The inputs the commission is having to consider are so technical, that Young argues the outcome may more resemble a judgment call that people will have to chose whether to trust or not.

And Gilbertson of course won’t be drawn on the likely outcome.

But he acknowledges the review is a massive undertaking “involving some of the most contentious issues in economic regulation”, taking comfort from the fact nothing has been subject to legal appeals so far.

While the price/quality review of UFB may represent more risk than upside to Chorus, it may get cheer from another of the commission’s initiatives.

For several years, Chorus has sparred with Spark in particular over its marketing of its fixed-wireless broadband service as an alternative to fixed-line technology.

Now it appears Gilbertson is about to lay down some firm ground rules for the whole industry.

Chorus will be allowed to start shutting down its copper network in areas where UFB is high from September, and Gilbertson is keen to avoid a feeding frenzy for uninformed, displaced customers during that “once in a generation shift”.

“We are becoming increasing concerned that customers facing decisions may be getting incomplete or inaccurate information that distorts their purchasing decisions,” he says.

“What we don’t want to hear is customers being told their copper is being ‘taken away’ when that is not happening, or not happening yet.”

Nor does it want to hear that customers are being told they have to switch to fixed-wireless, he says.

“And we certainly don’t want to hear that customers are being led to believe that fixed-wireless is a substitute for fibre because it is not.”

The likely upshot appears to be a set of guidelines, agreed with internet providers if possible but imposed on them if not, setting out what they should do and what they can’t do in their marketing.

On the broader question of service quality in the industry, Gilbertson sees plenty of opportunity for “win-wins”.

He says it is a paradox that despite “fantastic progress” in telecommunications and the fact “nobody wants an unhappy customer”, the number of consumer complaints to the commission has doubled over the past five years.

Some of that might be explained by more complex technologies playing a bigger part in more people’s lives, but even allowing for that, the overall picture is not positive, he says.

The industry accepted it needed to up its game, he says.

And since 2018, with the latest tweak to the Telecommunications Act, the commission now had the tools to “make a difference”, he says.
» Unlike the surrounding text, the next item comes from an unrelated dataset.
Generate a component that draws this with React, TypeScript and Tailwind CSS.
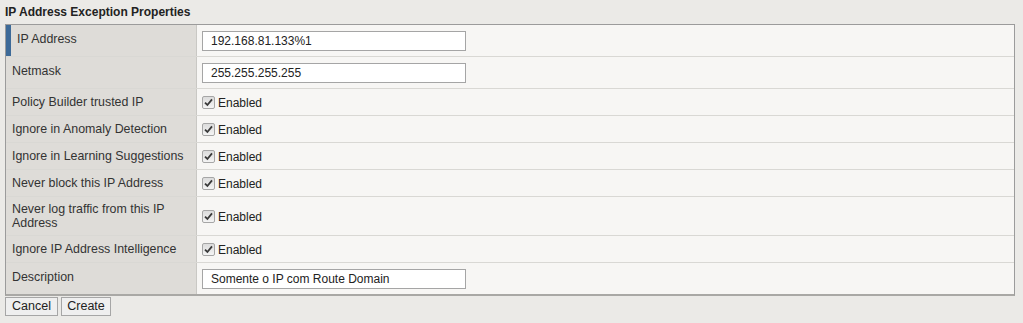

“There is a real opportunity for us to work together to unpack some complex issues and frame up some practical solutions.”

The commission began consulting in October with consumers to get to the bottom of what was going on, Gilbertson says.

“The reality is that there is not an easy answer here. It is a combination of different factors and the drivers are probably different for individual operators.”

But an overhaul of the Telecommunications Disputes Resolution Scheme looks on the cards, as do further steps to ensure consumers have more solid information in what has traditionally been a marketing-intensive industry.

“A competitive market is one where we have informed consumers making informed choices.”

Early fruits are that mobile users will get an annual summary and 12 months usage and spending information in “an easy to understand form” from their telco with a prompt to check they are on the best plan, and price comparison tools that the commission aims to stand up by the end of the year.

“That is going to make a difference for consumers,” Gilbertson promises.